A draft policy of the International Criminal Court (ICC) published on 22 March 2021 article 8:41 says, “War crimes fall under the Court’s jurisdiction under article 8 of the Statute, and at present may offer the most straightforward means to address intentional harm to cultural heritage—not least since it is well established that these crimes not only address violence to the person but also to property.” ICC put the cultural heritage crimes under five broad categories: the directing of attacks against certain protected objects; the directing of attacks against civilian objects; the destruction or seizure of property (of all kinds) belonging to certain persons; the appropriation of property for private or personal use (pillage); and other crimes which may nonetheless indirectly relate to cultural heritage. During the ongoing Tigray war crises, all the above categories of crime have been committed.

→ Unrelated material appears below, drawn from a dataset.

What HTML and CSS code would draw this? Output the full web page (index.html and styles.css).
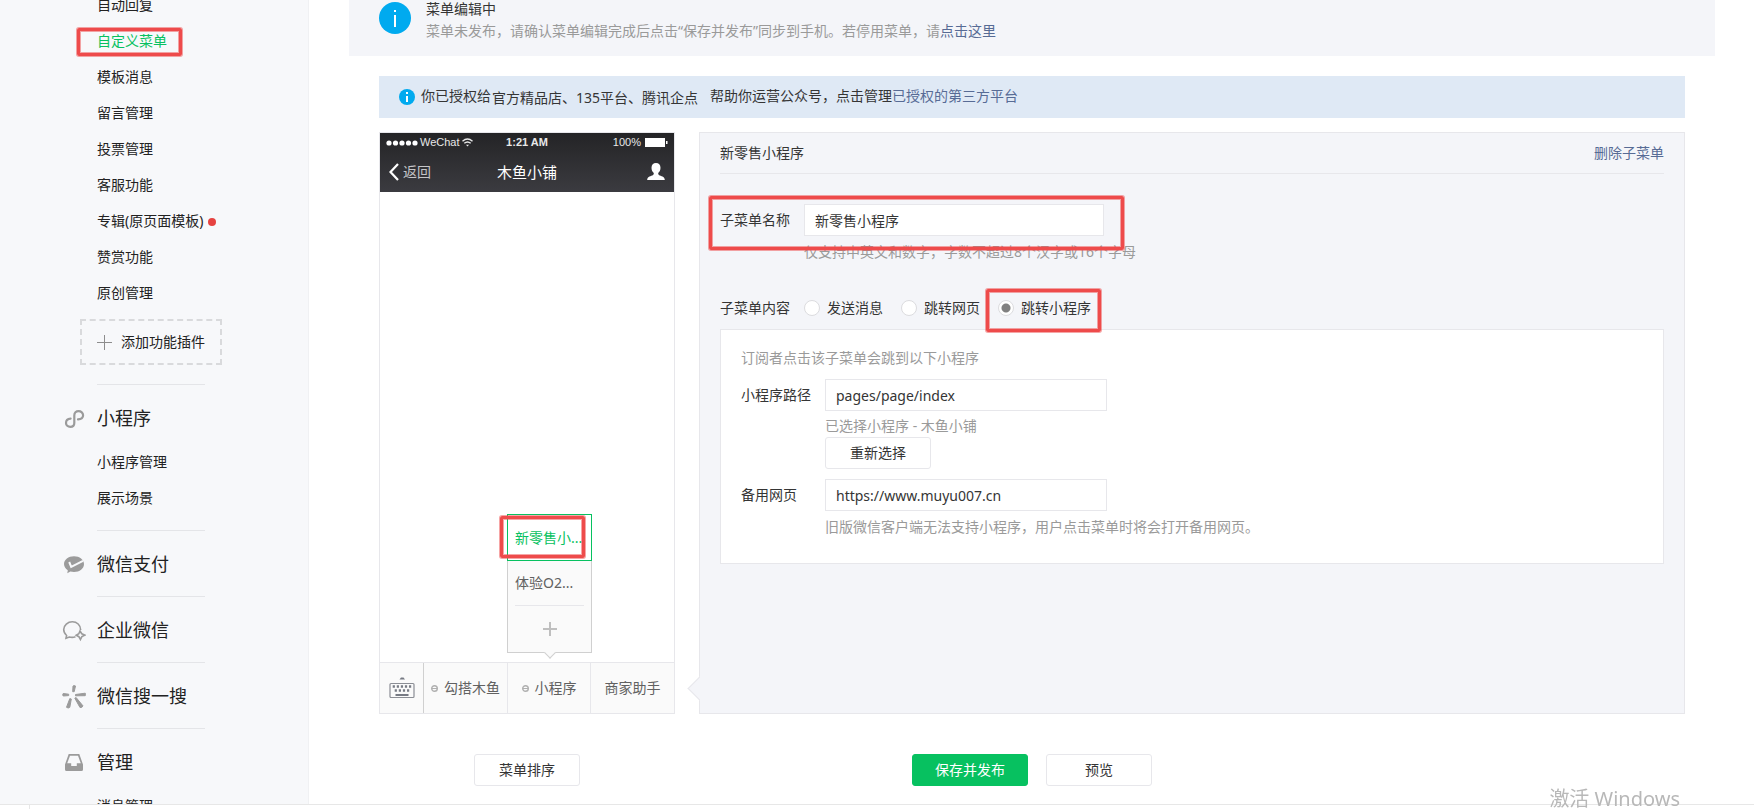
FILE: index.html
```html
<!DOCTYPE html>
<html lang="zh-CN">
<head>
<meta charset="utf-8">
<meta name="viewport" content="width=device-width, initial-scale=1">
<title>自定义菜单</title>
<link rel="stylesheet" href="styles.css">
</head>
<body>
<div class="shell">
  <aside class="sidebar">
    <nav class="nav">
      <section class="nav-section">
        <ul class="nav-list">
          <li><a href="#">自动回复</a></li>
          <li class="marked"><a href="#" class="active">自定义菜单</a><span class="mark mark-nav"></span></li>
          <li><a href="#">模板消息</a></li>
          <li><a href="#">留言管理</a></li>
          <li><a href="#">投票管理</a></li>
          <li><a href="#">客服功能</a></li>
          <li><a href="#" class="has-dot">专辑(原页面模板)</a></li>
          <li><a href="#">赞赏功能</a></li>
          <li><a href="#">原创管理</a></li>
        </ul>
        <button type="button" class="add-plugin">
          <svg width="15" height="15" viewBox="0 0 15 15"><path d="M7.5 0v15M0 7.5h15" stroke="#8d8d8d" fill="none"/></svg>
          添加功能插件
        </button>
      </section>
      <section class="nav-section has-list">
        <h2 class="nav-title">
          <svg width="24" height="24" viewBox="0 0 24 24"><path d="M16 12.400c3-.2 5.100-1.600 5.100-4.200 0-2.400-2-4-4.500-4-2.700 0-4.300 1.600-4.300 4.200v7.600c0 2.300-1.600 3.900-4 3.900s-4.300-1.600-4.300-4c0-2.600 2.100-4 4.600-4.200" stroke="#9b9b9b" stroke-width="2.200" stroke-linecap="round" fill="none"/></svg>
          小程序
        </h2>
        <ul class="nav-list">
          <li><a href="#">小程序管理</a></li>
          <li><a href="#">展示场景</a></li>
        </ul>
      </section>
      <section class="nav-section">
        <h2 class="nav-title">
          <svg width="24" height="24" viewBox="0 0 24 24"><path d="M12 3.200c5.600 0 10 3.400 10 7.900s-4.400 8-10 8c-1.300 0-2.500-.2-3.600-.5L5.300 20.300l.5-3C3.500 15.900 2 13.700 2 11.100c0-4.500 4.400-7.900 10-7.900z" fill="#9b9b9b"/><path d="M7.200 9l2 4.800L21 7.800" stroke="#f7f8fa" stroke-width="2" fill="none"/></svg>
          微信支付
        </h2>
      </section>
      <section class="nav-section">
        <h2 class="nav-title">
          <svg width="24" height="24" viewBox="0 0 24 24" fill="none" stroke="#9b9b9b" stroke-width="1.600"><path d="M18.700 11C18.700 6 14.800 2.800 10.300 2.800S1.700 6.300 1.700 10.600c0 2.400 1.100 4.400 2.900 5.900L4 19.300l3.300-1.300c2 .6 4.300.5 6.200-.2"/><path d="M18 12l1.800 2.800 3 1.300-2.900 1.500-1.500 2.900-1.500-2.800-2.700-1.500 2.600-1.500z"/></svg>
          企业微信
        </h2>
      </section>
      <section class="nav-section">
        <h2 class="nav-title">
          <svg width="24" height="24" viewBox="0 0 24 24" fill="#9b9b9b" stroke="#9b9b9b" stroke-linejoin="round"><path d="M11 1q1.500-1 2.500 0l-1.300 5.700h-1.500zM1.200 8.500l5.500.7v1.400l-5.500.4q-1-1.200 0-2.500zM13.500 9.500l9.700-1.300q1 1.300 0 2.500l-9.700.1zM7.800 13.600l1.500.4-1.500 8.300q-1.500 1.400-3.300 0zM12.800 13.200l1.300-.7 6.800 8.300q-.6 2.200-2.900 1.700z"/></svg>
          微信搜一搜
        </h2>
      </section>
      <section class="nav-section">
        <h2 class="nav-title">
          <svg width="24" height="24" viewBox="0 0 24 24"><path fill-rule="evenodd" d="M6.700 3h10.600L21 13.500V18.500a1.500 1.500 0 0 1-1.500 1.500h-15A1.500 1.500 0 0 1 3 18.500V13.500zM8 4.700L5.200 12.200h4v2.700h5.600v-2.700h4L16 4.700z" fill="#9b9b9b"/></svg>
          管理
        </h2>
        <ul class="nav-list">
          <li><a href="#">消息管理</a></li>
        </ul>
      </section>
    </nav>
  </aside>

  <main class="main">
    <section class="status-tip">
      <svg width="32" height="32" viewBox="0 0 32 32"><circle cx="16" cy="16" r="16" fill="#00aaef"/><path d="M16 13v12M16 8v2" stroke="#fff" stroke-width="2"/></svg>
      <div>
        <h1 class="tip-title">菜单编辑中</h1>
        <p class="muted">菜单未发布，请确认菜单编辑完成后点击“保存并发布”同步到手机。若停用菜单，请<a href="#" class="link">点击这里</a></p>
      </div>
    </section>

    <div class="workspace">
      <div class="auth-tip">
        <svg width="16" height="16" viewBox="0 0 16 16"><circle cx="8" cy="8" r="8" fill="#00aaef"/><path d="M8 7v6M8 3v2" stroke="#fff" stroke-width="2"/></svg>
        <p>你已授权给<span class="grantees">官方精品店、135平台、腾讯企点</span>帮助你运营公众号，点击管理<a href="#" class="link">已授权的第三方平台</a></p>
      </div>

      <div class="editor">
        <section class="phone">
          <header class="phone-head">
            <div class="phone-status">
              <span class="carrier">
                <svg width="32" height="6" viewBox="0 0 32 6" fill="#fff"><circle cx="3" cy="3" r="2.600"/><circle cx="9.500" cy="3" r="2.600"/><circle cx="16" cy="3" r="2.600"/><circle cx="22.500" cy="3" r="2.600"/><circle cx="29" cy="3" r="2.600"/></svg>
                WeChat
                <svg width="11" height="9" viewBox="0 0 11 9" fill="none" stroke="#e8e8e8" stroke-width="1.400"><path d="M.5 3.200q5-4.500 10 0M2.300 5.300q3.200-2.800 6.400 0"/><path d="M4 6.700h3L5.500 8.500z" fill="#e8e8e8" stroke="none"/></svg>
              </span>
              <span class="clock">1:21 AM</span>
              <span class="battery">100%
                <svg width="23" height="9" viewBox="0 0 23 9" fill="#fff"><path d="M0 0h20v9H0zM21 3h1.500v3H21z"/></svg>
              </span>
            </div>
            <div class="phone-bar">
              <span class="back"><svg width="10" height="18" viewBox="0 0 10 18"><path d="M9 1L1.500 9 9 17" stroke="#fff" stroke-width="2.200" fill="none"/></svg>返回</span>
              <span class="phone-title">木鱼小铺</span>
              <svg class="person" width="18" height="18" viewBox="0 0 18 18"><path d="M9 0c2.800 0 4.500 2 4.500 4.800 0 2.300-1 4.300-2.300 5.300 0 1.500.3 1.900 1.500 2.300 2.700.9 5.100 1.500 5.100 4.600H.2c0-3.100 2.400-3.700 5.100-4.600 1.200-.4 1.500-.8 1.500-2.300-1.300-1-2.300-3-2.300-5.300C4.500 2 6.200 0 9 0z" fill="#fff"/></svg>
            </div>
          </header>
          <div class="phone-body"></div>
          <footer class="phone-menu">
            <button type="button" class="key" aria-label="键盘">
              <svg width="26" height="22" viewBox="0 0 26 22"><path d="M10.500 2.500l1.500-2h2.500l1.500 2z" fill="#777b84"/><rect x="1" y="6.500" width="24" height="14" rx="1" fill="none" stroke="#8b8e95" stroke-width="1.200"/><path d="M3.700 9.500h18.500" stroke="#777b84" stroke-width="2.500" stroke-dasharray="2.200 1.870"/><path d="M5.700 13.500h15" stroke="#777b84" stroke-width="2.500" stroke-dasharray="2.200 1.900"/><path d="M6.500 18h13" stroke="#777b84" stroke-width="2"/></svg>
            </button>
            <button type="button" class="tab"><svg class="ring" width="7" height="7" viewBox="0 0 7 7"><circle cx="3.500" cy="3.500" r="2.800" stroke="#b0b0b0" stroke-width="1.400" fill="none"/><path d="M1 3.500h5" stroke="#b0b0b0"/></svg>勾搭木鱼</button>
            <div class="tab-wrap">
              <button type="button" class="tab"><svg class="ring" width="7" height="7" viewBox="0 0 7 7"><circle cx="3.500" cy="3.500" r="2.800" stroke="#b0b0b0" stroke-width="1.400" fill="none"/><path d="M1 3.500h5" stroke="#b0b0b0"/></svg>小程序</button>
              <div class="submenu">
                <button type="button" class="sub current"><span>新零售小...</span></button>
                <button type="button" class="sub"><span>体验O2...</span></button>
                <button type="button" class="sub" aria-label="添加"><svg width="14" height="14" viewBox="0 0 14 14"><path d="M7 0v14M0 7h14" stroke="#bfbfbf" stroke-width="2"/></svg></button>
                <span class="submenu-arrow"></span>
                <span class="mark mark-sub"></span>
              </div>
            </div>
            <button type="button" class="tab">商家助手</button>
          </footer>
        </section>

        <form class="panel">
          <span class="panel-arrow"></span>
          <header class="panel-head">
            <h2 class="panel-title">新零售小程序</h2>
            <a href="#" class="link">删除子菜单</a>
          </header>
          <div class="row row-name">
            <label class="label" for="sub-name">子菜单名称</label>
            <div>
              <input class="field" id="sub-name" type="text" value="新零售小程序">
              <p class="muted hint">仅支持中英文和数字，字数不超过8个汉字或16个字母</p>
            </div>
            <span class="mark mark-name"></span>
          </div>
          <div class="row row-kind" role="radiogroup" aria-labelledby="kind">
            <span class="label" id="kind">子菜单内容</span>
            <label class="choice"><input type="radio" name="kind">发送消息</label>
            <label class="choice"><input type="radio" name="kind">跳转网页</label>
            <label class="choice"><input type="radio" name="kind" checked>跳转小程序<span class="mark mark-kind"></span></label>
          </div>
          <div class="card">
            <p class="muted">订阅者点击该子菜单会跳到以下小程序</p>
            <div class="row">
              <label class="label" for="path">小程序路径</label>
              <div>
                <input class="field" id="path" type="text" value="pages/page/index">
                <p class="muted picked">已选择小程序 - 木鱼小铺</p>
                <button type="button" class="btn">重新选择</button>
              </div>
            </div>
            <div class="row">
              <label class="label" for="fallback">备用网页</label>
              <div>
                <input class="field" id="fallback" type="text" value="https://www.muyu007.cn">
                <p class="muted hint">旧版微信客户端无法支持小程序，用户点击菜单时将会打开备用网页。</p>
              </div>
            </div>
          </div>
        </form>
      </div>

      <div class="actions">
        <div class="actions-left"><button type="button" class="btn">菜单排序</button></div>
        <div class="actions-main">
          <button type="button" class="btn primary">保存并发布</button>
          <button type="button" class="btn">预览</button>
        </div>
      </div>
    </div>
  </main>
</div>
<div class="bottom-strip"><span class="strip-cell"></span></div>
<div class="watermark">激活 Windows</div>
</body>
</html>
```

FILE: styles.css
```css
* { box-sizing: border-box; }

body {
  margin: 0;
  height: 100vh;
  display: flex;
  flex-direction: column;
  overflow: hidden;
  background: #fff;
  color: #353535;
  font-family: "Noto Sans", "Noto Sans CJK SC", sans-serif;
  font-size: 14px;
  line-height: 22px;
}

h1, h2, p, ul { margin: 0; padding: 0; font-size: inherit; font-weight: 400; }
ul { list-style: none; }
a { color: inherit; text-decoration: none; }
svg { display: block; flex: none; }
button, input { font: inherit; color: inherit; }
button { padding: 0; border: 0; background: none; cursor: pointer; }

.link { color: #576b95; }
.muted { color: #9a9a9a; }

.mark {
  position: absolute;
  border: 3px solid #ee4b4b;
  border-radius: 2px;
  box-shadow: 0 0 0 1px rgba(238, 75, 75, .5), inset 0 0 0 1px rgba(238, 75, 75, .5);
  pointer-events: none;
  z-index: 3;
}

.shell { flex: 1; min-height: 0; display: flex; overflow: hidden; }

/* sidebar */
.sidebar {
  flex: none;
  width: 309px;
  background: #f7f8fa;
  border-right: 1px solid #f0f1f3;
  color: #222;
}
.nav { margin-top: -13px; }
.nav-section { padding: 0 0 18px 97px; }
.nav-section.has-list { padding-bottom: 14px; }
.nav-section + .nav-section::before {
  content: "";
  display: block;
  width: 108px;
  height: 1px;
  background: #e4e5e8;
}
.nav-list li { line-height: 36px; }
.nav-list a.active { color: #07c160; }
.marked { position: relative; }
.mark-nav { left: -20px; top: 5px; width: 105px; height: 28px; }
.has-dot::after {
  content: "";
  display: inline-block;
  width: 8px;
  height: 8px;
  margin-left: 5px;
  border-radius: 50%;
  background: #e64340;
}
.add-plugin {
  display: flex;
  align-items: center;
  gap: 9px;
  height: 46px;
  margin: 8px 0 19px -17px;
  padding: 0 15px;
  border: 2px dashed #d9dadc;
}
.nav-section:first-child { padding-bottom: 0; }
.nav-title {
  display: flex;
  align-items: center;
  gap: 11px;
  margin: 20px 0 0 -35px;
  font-size: 18px;
  line-height: 27px;
}
.nav-title + .nav-list { margin-top: 12px; }

/* main */
.main { flex: 1; min-width: 0; padding: 0 39px 0 40px; }
.status-tip {
  display: flex;
  gap: 15px;
  margin-top: -20px;
  padding: 18px 30px 14px;
  background: #f4f5f9;
}
.status-tip svg { margin-top: 4px; }
.workspace { padding: 20px 30px 0; }
.auth-tip {
  display: flex;
  align-items: center;
  gap: 6px;
  min-height: 42px;
  padding: 0 20px;
  background: #dfe9f5;
}
.grantees {
  display: inline-block;
  vertical-align: middle;
  margin: 0 12px 0 1px;
}

.editor { display: flex; gap: 24px; margin-top: 14px; }

/* phone preview */
.phone {
  flex: none;
  width: 296px;
  display: flex;
  flex-direction: column;
  border: 1px solid #e7e7eb;
}
.phone-head {
  height: 59px;
  padding: 0 6px;
  background: linear-gradient(#242426, #3b3b40);
  color: #fff;
}
.phone-status, .phone-bar {
  display: grid;
  grid-template-columns: 1fr auto 1fr;
  align-items: center;
}
.phone-status {
  height: 19px;
  font-family: "Liberation Sans", sans-serif;
  font-size: 11px;
  line-height: 19px;
  color: #e8e8e8;
}
.carrier, .battery { display: flex; align-items: center; gap: 2px; }
.battery { justify-self: end; gap: 4px; }
.clock { font-weight: 700; }
.phone-bar { height: 40px; padding: 0 3px; }
.back { display: flex; align-items: center; gap: 4px; color: #c5c5c8; }
.phone-title { font-size: 15px; }
.person { justify-self: end; }
.phone-body { flex: 1; }
.phone-menu {
  display: flex;
  height: 51px;
  border-top: 1px solid #e7e7eb;
  background: #fafafa;
  color: #616161;
}
.key {
  width: 43px;
  display: flex;
  align-items: center;
  justify-content: center;
}
.tab {
  flex: 1;
  display: flex;
  align-items: center;
  justify-content: center;
  gap: 6px;
  border-left: 1px solid #e7e7eb;
}
.key + .tab { border-left-color: #d0d0d0; }
.tab-wrap { flex: 1; display: flex; position: relative; }
.submenu {
  position: absolute;
  left: 0;
  right: -2px;
  bottom: 60px;
  border: 1px solid #d0d0d0;
  background: #fafafa;
}
.sub {
  display: flex;
  align-items: center;
  width: 100%;
  height: 46px;
  padding: 0 7px;
  white-space: nowrap;
}
.sub span { flex: 1; text-align: left; line-height: 44px; }
.sub:nth-child(2) span { border-bottom: 1px solid #e7e7eb; }
.sub svg { margin: 0 auto; }
.sub.current {
  width: auto;
  height: 47px;
  margin: -1px;
  border: 1px solid #07c160;
  background: #fff;
  color: #07c160;
}
.submenu .current { min-width: calc(100% + 2px); }
.submenu-arrow {
  position: absolute;
  left: 50%;
  bottom: -5px;
  width: 8px;
  height: 8px;
  margin-left: -4px;
  transform: rotate(45deg);
  border: solid #d0d0d0;
  border-width: 0 1px 1px 0;
  background: #fafafa;
}
.mark-sub { left: -8px; top: 1px; width: 85px; height: 42px; }

/* edit panel */
.panel {
  position: relative;
  flex: 1;
  min-width: 0;
  min-height: 582px;
  padding: 0 20px 20px;
  border: 1px solid #e7e7eb;
  background: #f4f5f9;
}
.panel-arrow {
  position: absolute;
  left: -9px;
  bottom: 16px;
  width: 17px;
  height: 17px;
  transform: rotate(45deg);
  border: solid #e7e7eb;
  border-width: 0 0 1px 1px;
  background: #f4f5f9;
}
.panel-head {
  display: flex;
  justify-content: space-between;
  line-height: 40px;
  border-bottom: 1px solid #e7e7eb;
}
.row { display: flex; position: relative; }
.label { flex: none; width: 84px; line-height: 32px; }
.field {
  display: block;
  width: 282px;
  height: 32px;
  padding: 0 10px;
  border: 1px solid #e7e7eb;
  border-radius: 0;
  background: #fff;
  outline: 0;
}
.row-name { margin-top: 30px; }
.row-name .field { width: 300px; }
.hint { margin-top: 5px; }
.mark-name { left: -11px; top: -8px; width: 415px; height: 54px; }
.row-kind { margin-top: 29px; align-items: center; }
.choice {
  position: relative;
  display: flex;
  align-items: center;
  gap: 7px;
  margin-right: 18px;
}
.choice input {
  appearance: none;
  width: 16px;
  height: 16px;
  margin: 0;
  border: 1px solid #dcdcdf;
  border-radius: 50%;
  background: #fff;
}
.choice input:checked { background: radial-gradient(circle, #808080 4px, #fff 5px); }
.mark-kind { left: -12px; right: -10px; top: -8px; height: 43px; }
.card {
  margin-top: 5px;
  min-height: 235px;
  padding: 17px 20px 20px;
  border: 1px solid #e7e7eb;
  background: #fff;
}
.card .row { margin-top: 10px; }
.picked { margin-top: 4px; }

/* buttons */
.btn {
  display: block;
  min-width: 106px;
  height: 32px;
  padding: 0 20px;
  border: 1px solid #e7e7eb;
  border-radius: 3px;
  background: #fff;
}
.btn.primary { min-width: 116px; border-color: #07c160; background: #07c160; color: #fff; }
.actions {
  display: grid;
  grid-template-columns: 1fr auto 1fr;
  margin-top: 40px;
}
.actions-left { width: 296px; display: flex; justify-content: center; }
.actions-main { display: flex; gap: 18px; }

.bottom-strip {
  flex: none;
  display: flex;
  height: 5px;
  border-top: 1px solid #e7e7e7;
  background: #fff;
}
.strip-cell { width: 30px; border-right: 1px solid #e7e7e7; }
.watermark {
  position: fixed;
  right: 74px;
  bottom: -4px;
  font-size: 20px;
  line-height: 28px;
  color: #b8b8b8;
  pointer-events: none;
}
```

According to the general provision of the “Policy Document for the Integration of a Sustainable Development Perspective into the Processes of the World Heritage Convention” (UNESCO, 2015), cultural heritages rights are treated under human rights. Nonetheless, nothing has been done by the concerned bodies about the damage of Tigray cultural heritages. Without their heritage and culture, people can exist, but they cannot live; hence the people of Tigray are now in extreme demand to exist and live. It is always expected that the human rights offices, ICC, UNESCO, BlueShield institutions, Amnesty International, and other responsible bodies would give serious attention to the heritage damages. Tigray heritages, from the worldwide registered up to the unknown local material culture, are global heritages as world history without those heritages, mainly the written artifacts, is incomplete.

Therefore, especially UNESCO must be vigilant for a thorough and detailed investigation to be conducted on the systematic and widespread destruction of unique heritages in Tigray; and dedicate itself to the restitution and rehabilitation of the heritages later during the post-war period.